Japanische Lyrik: „Mono“ gastiert, mal blühende, mal verkohlte Landschaften zeichnend, in der Weltbühne

Man sollte die Motivation junger japanischer Bands nicht unnötig oft in den Atombombenabwürfen der Amerikaner auf Hiroshima suchen. Dennoch gibt es da Zusammenhänge. Bei Mono etwa ist die Assoziation berechtigt: Das japanische Quartett spielte bereits im Herbst 2004 vor einer Hand voll Leute in der Weltbühne, um ihr drittes Album namens Walking cloud and deep red sky, Flag fluttered and the sun shined vorzustellen.

Der anfangs supersofte Flow, den das Quartett zwischen Gitarren-Ambient und Noise ansiedelt und mit Streicher-Einheiten anreichert, wird zum Angriff und zum Crescendo, das in seiner Wucht erschreckend überzeugend wirkt. Die Musik entwirft akustische Landschaften, filigran und figurativ – mal blühend, mal verkohlt. Die beredten Instrumentaltracks gleichen Entwicklungsromanen. Es sind Explosionsstudien in Zeitlupe, die ein Trauma zerlegen.

Oft wurde diese Musik als „Soundtrack für das Ende der Welt“ beschrieben. Ihre mit dem dritten Album eingeschlagene Richtung bedeutet aber eher einen Neuanfang. Es ist dieses Spiel mit extrem unterschiedlichen Lautstärke-Pegeln, Themenwiederholungen, Taktverschiebungen und Melodieschleifen, die den Sog ausmachen.

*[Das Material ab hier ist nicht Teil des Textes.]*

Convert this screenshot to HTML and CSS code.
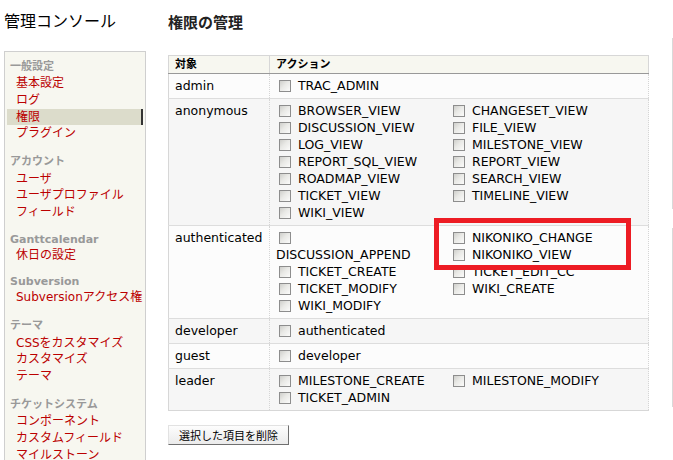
FILE: index.html
```html
<!DOCTYPE html>
<html lang="ja">
<head>
<meta charset="utf-8">
<title>管理コンソール</title>
<link rel="stylesheet" href="styles.css">
</head>
<body>
<div class="page">
  <div class="left">
    <h1 class="console-title">管理コンソール</h1>
    <nav class="tabs">
      <div class="group">
        <div class="group-title">一般設定</div>
        <a class="tab" href="#">基本設定</a>
        <a class="tab" href="#">ログ</a>
        <a class="tab active" href="#">権限</a>
        <a class="tab" href="#">プラグイン</a>
      </div>
      <div class="group">
        <div class="group-title">アカウント</div>
        <a class="tab" href="#">ユーザ</a>
        <a class="tab" href="#">ユーザプロファイル</a>
        <a class="tab" href="#">フィールド</a>
      </div>
      <div class="group">
        <div class="group-title latin">Ganttcalendar</div>
        <a class="tab" href="#">休日の設定</a>
      </div>
      <div class="group">
        <div class="group-title latin">Subversion</div>
        <a class="tab" href="#">Subversionアクセス権</a>
      </div>
      <div class="group">
        <div class="group-title">テーマ</div>
        <a class="tab" href="#">CSSをカスタマイズ</a>
        <a class="tab" href="#">カスタマイズ</a>
        <a class="tab" href="#">テーマ</a>
      </div>
      <div class="group">
        <div class="group-title">チケットシステム</div>
        <a class="tab" href="#">コンポーネント</a>
        <a class="tab" href="#">カスタムフィールド</a>
        <a class="tab" href="#">マイルストーン</a>
      </div>
    </nav>
  </div>

  <div class="main">
    <h2 class="main-title">権限の管理</h2>
    <table class="perm-table">
      <thead>
        <tr><th class="subject">対象</th><th>アクション</th></tr>
      </thead>
      <tbody>
        <tr class="even">
          <td>admin</td>
          <td><div class="perms">
            <label class="perm"><input type="checkbox"> TRAC_ADMIN</label>
          </div></td>
        </tr>
        <tr class="odd">
          <td>anonymous</td>
          <td><div class="perms">
            <label class="perm"><input type="checkbox"> BROWSER_VIEW</label>
            <label class="perm"><input type="checkbox"> CHANGESET_VIEW</label>
            <label class="perm"><input type="checkbox"> DISCUSSION_VIEW</label>
            <label class="perm"><input type="checkbox"> FILE_VIEW</label>
            <label class="perm"><input type="checkbox"> LOG_VIEW</label>
            <label class="perm"><input type="checkbox"> MILESTONE_VIEW</label>
            <label class="perm"><input type="checkbox"> REPORT_SQL_VIEW</label>
            <label class="perm"><input type="checkbox"> REPORT_VIEW</label>
            <label class="perm"><input type="checkbox"> ROADMAP_VIEW</label>
            <label class="perm"><input type="checkbox"> SEARCH_VIEW</label>
            <label class="perm"><input type="checkbox"> TICKET_VIEW</label>
            <label class="perm"><input type="checkbox"> TIMELINE_VIEW</label>
            <label class="perm"><input type="checkbox"> WIKI_VIEW</label>
          </div></td>
        </tr>
        <tr class="even">
          <td>authenticated</td>
          <td><div class="perms">
            <label class="perm"><input type="checkbox"> DISCUSSION_APPEND</label>
            <label class="perm"><input type="checkbox"> NIKONIKO_CHANGE</label>
            <label class="perm"><input type="checkbox"> NIKONIKO_VIEW</label>
            <label class="perm"><input type="checkbox"> TICKET_CREATE</label>
            <label class="perm"><input type="checkbox"> TICKET_EDIT_CC</label>
            <label class="perm"><input type="checkbox"> TICKET_MODIFY</label>
            <label class="perm"><input type="checkbox"> WIKI_CREATE</label>
            <label class="perm"><input type="checkbox"> WIKI_MODIFY</label>
          </div></td>
        </tr>
        <tr class="odd">
          <td>developer</td>
          <td><div class="perms">
            <label class="perm"><input type="checkbox"> authenticated</label>
          </div></td>
        </tr>
        <tr class="even">
          <td>guest</td>
          <td><div class="perms">
            <label class="perm"><input type="checkbox"> developer</label>
          </div></td>
        </tr>
        <tr class="odd">
          <td>leader</td>
          <td><div class="perms">
            <label class="perm"><input type="checkbox"> MILESTONE_CREATE</label>
            <label class="perm"><input type="checkbox"> MILESTONE_MODIFY</label>
            <label class="perm"><input type="checkbox"> TICKET_ADMIN</label>
          </div></td>
        </tr>
      </tbody>
    </table>
    <div class="actions">
      <button type="button" class="btn">選択した項目を削除</button>
    </div>
  </div>

  <div class="side">
    <div class="fieldset fs-grant"></div>
    <div class="fieldset fs-group"></div>
  </div>
</div>
<div class="annotation"></div>
</body>
</html>
```
FILE: styles.css
```css
html, body {
  margin: 0;
  padding: 0;
  overflow: hidden;
  background: #fff;
}
body {
  font-family: "DejaVu Sans", "Noto Sans CJK JP", sans-serif;
  font-size: 12.5px;
  color: #000;
}
.page {
  display: flex;
  align-items: flex-start;
  width: 1000px;
}

/* left column */
.left {
  flex: none;
  width: 142px;
  padding-left: 4px;
}
.console-title {
  margin: 10px 0 0;
  font: normal 16px/20px "Noto Sans CJK JP", sans-serif;
  color: #000;
}
.tabs {
  margin-top: 21px;
  border: 1px solid #cfcfcf;
  background: #f7f7f0;
  padding: 6.5px 0 20px;
}
.group {
  margin-bottom: 12px;
}
.group-title {
  padding-left: 5px;
  font: bold 11px/16.6px "DejaVu Sans", "Noto Sans CJK JP", sans-serif;
  color: #999;
}
.group-title.latin {
  line-height: 14px;
}
.tab {
  display: block;
  margin: 0 2px;
  padding-left: 9px;
  font: 12px/16.7px "DejaVu Sans", "Noto Sans CJK JP", sans-serif;
  color: #b00;
  text-decoration: none;
  white-space: nowrap;
}
.tab.active {
  background: #dcdccb;
  border-right: 2px solid #333;
  color: #b00;
}

/* main column */
.main {
  flex: none;
  width: 481px;
  margin-left: 22px;
}
.main-title {
  margin: 12px 0 0;
  font: bold 15px/20px "Noto Sans CJK JP", sans-serif;
  color: #222;
}
.perm-table {
  margin-top: 23px;
  width: 481px;
  border-collapse: collapse;
  border-spacing: 0;
  table-layout: fixed;
  border-left: 1px solid #d7d7d7;
  border-top: 1px solid #d7d7d7;
  border-bottom: 1px solid #d7d7d7;
}
.perm-table th {
  background: #f7f7f0;
  border: 1px solid #d7d7d7;
  border-bottom-color: #999;
  font: bold 11px/13px "DejaVu Sans", "Noto Sans CJK JP", sans-serif;
  padding: 2px 6px;
  text-align: left;
  vertical-align: bottom;
}
.perm-table th.subject {
  width: 88px;
}
.perm-table tbody tr {
  border-top: 1px solid #ddd;
}
.perm-table tbody tr.even {
  background: #fcfcfc;
}
.perm-table tbody tr.odd {
  background: #f6f6f6;
}
.perm-table td {
  border: 1px dotted #d5d5d5;
  padding: 3px 6px 4px;
  vertical-align: top;
  line-height: 17px;
}
.perms {
  display: flow-root;
}
.perm {
  float: left;
  width: 153px;
  margin-right: 21px;
}
.perm input {
  -webkit-appearance: none;
  appearance: none;
  box-sizing: border-box;
  width: 12px;
  height: 12px;
  margin: 0 3px;
  vertical-align: -2px;
  border: 1px solid #8d8d8d;
  background: linear-gradient(135deg, #cfcfcb 0%, #e9e9e6 45%, #fbfbfa 100%);
}

.actions {
  margin-top: 14px;
}
.btn {
  height: 20px;
  padding: 0 10px;
  font: 11px/16px "Noto Sans CJK JP", sans-serif;
  color: #000;
  border: 1px solid;
  border-color: #e2e2e2 #6f6f6f #6f6f6f #e2e2e2;
  background: linear-gradient(#fdfdfd, #ebebeb);
  border-radius: 0;
}

/* right (cut-off) forms */
.side {
  flex: none;
  width: 220px;
  margin-left: 23px;
}
.fieldset {
  border: 1px solid #d9d9d9;
}
.fs-grant {
  margin-top: 38px;
  height: 169px;
}
.fs-group {
  margin-top: 19px;
  height: 177px;
}

/* red highlight annotation drawn over the screenshot */
.annotation {
  position: absolute;
  left: 434px;
  top: 218px;
  width: 197px;
  height: 52px;
  box-sizing: border-box;
  border: 5px solid #ed1c24;
}
```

War das zweite Album One more step and you die noch ein Akt der Gewalttätigkeit, gibt es nun lyrischere Passagen; manche Melodie klingt, als habe man sie einst auf der Samise gezupft: kühl, entrückt und schön. Die Gitarristen Takaakira Goto und Yoda, die Bassistin Tamakis und der Schlagzeuger Yosunori Takadas ließen sich von der Story „Sadako and the thousand paper cranes“ inspirieren. Es ist die Geschichte eines japanischen Mädchens, das 1955 die durch die Atomstrahlung entstandene Leukämie zu überwinden trachtete, indem es 1.000 Papierfiguren faltete.